Interest rate hits 20-month high

Despite increase, SBP estimates inflation, current account deficit to remain elevated


Salman Siddiqui December 15, 2021
SBP projected that inflation is likely to remain within the revised forecast of 9-11% for remaining months of FY22. photo: file

KARACHI:

In line with market expectations, Pakistan’s central bank increased the benchmark interest rate by 100 basis points to 20-month high at 9.75% on Tuesday to decelerate inflation, narrow down current account deficit and achieve sustainable economic growth of close to 5% in fiscal year 2021-22.

Despite monetary tightening, the State Bank of Pakistan (SBP) estimates that the inflation reading and current account deficit would remain high in the current fiscal year compared to its previous projections.

Accordingly, it revised up its estimates for inflation to 9-11% for full fiscal year compared to earlier projection of 7-9%. It also revised up the estimate for the current account deficit to 4% of GDP (gross domestic product) for the fiscal year against 2-3% of GDP anticipated earlier.

“The MPC (monetary policy committee) noted that the current account deficit is expected to be fully financed from external inflows,” read SBP’s latest monetary policy statement. “As a result, foreign exchange reserves should remain at adequate levels for rest of the fiscal year and resume their growth trajectory as global commodity prices ease and import demand moderates.”

The central bank said that significant jump in yields (rate of return) of government debt securities of all tenors like Treasury Bills (T-bills) and Pakistan Investment Bonds (PIBs) in the secondary market and auctions were unjustified.

“The MPC noted that this increase appeared unwarranted,” according to the statement. Bond yields are a powerful measure to predict the benchmark interest rate in near future. Besides, T-bills and PIBs are the two major sources of government’s budgetary borrowing from the commercial banks. Unjustified surge increases cost of borrowing as well.

“Following Tuesday’s interest rate increase and given the current outlook for the economy and in particular for inflation and the current account, the MPC felt that the end goal of mildly positive real interest rates on forward-looking basis was now close to being achieved,” the statement said. “Looking ahead, the MPC expects monetary policy settings to remain broadly unchanged in the near term.”

Economic growth

High-frequency indicators of domestic demand, released since the last meeting (November 19), suggest that the economic growth remains robust.

The parameters included electricity generation, cement dispatches, sales of fast-moving consumer goods and petroleum products and persistent uptrend in imports and tax revenues.
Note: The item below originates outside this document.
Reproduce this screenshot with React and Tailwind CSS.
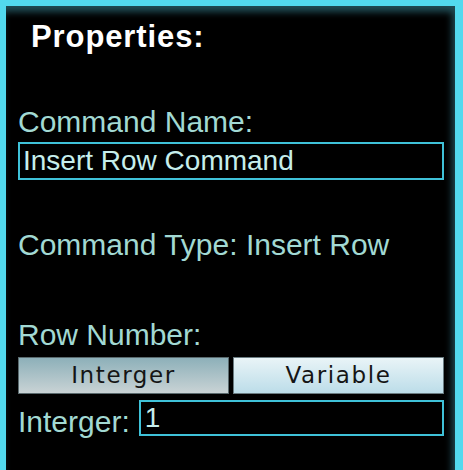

The outlook for agriculture continues to be strong, supported by better seed availability and an expected increase in area under wheat cultivation. Meanwhile, robust growth in sales tax on services also suggests that the tertiary (services) sector is recovering well.

While some activity indicators are moderating on a sequential basis, partly as a result of recent policy actions to restrain domestic demand, “growth in this fiscal year is expected to be close to the upper-end of the forecast range of 4-5%. This projection factors in the expected impact of Tuesday’s interest rate decision”.

Inflation

Inflation pressure continued since the last MPC meeting as reflected by a significant surge in both headline and core inflation in November.

The rise in inflation has been broad-based with huge contribution coming from electricity charges, motor fuel, house rent, milk and vegetable ghee.

On a sequential basis, inflation rose 3% (month-on-month) to a 21-month high at 11.5% in November.

Looking ahead, based on this momentum and the expected path of energy tariffs, “inflation is likely to remain within the revised forecast range (9-11%) for the remaining of fiscal year 2021-22”.

Subsequently, as global commodity prices retrench, administered price increases dissipate and the impact of demand-moderating policies materialises, inflation is expected to decline to the medium-term target range of 5-7% during fiscal year 2022-23, the SBP said.

Current account deficit

Despite strong exports and remittances, the current account deficit has increased sharply this year due to a rise in imports - beyond expectations.

Inward shipments rose to $32.9 billion during July-November 2021 compared to $19.5 billion during the same period of previous year.

“Around 70% of the increase in imports stems from the sharp rise in global commodity prices while the rest is attributable to strong domestic demand.”

While in the near-term, monthly current account and trade deficit figures are likely to remain high, “they are expected to gradually moderate in the second-half (Jan-Jun) of fiscal year 2021-22 as global prices normalise.

Published in The Express Tribune, December 15th, 2021.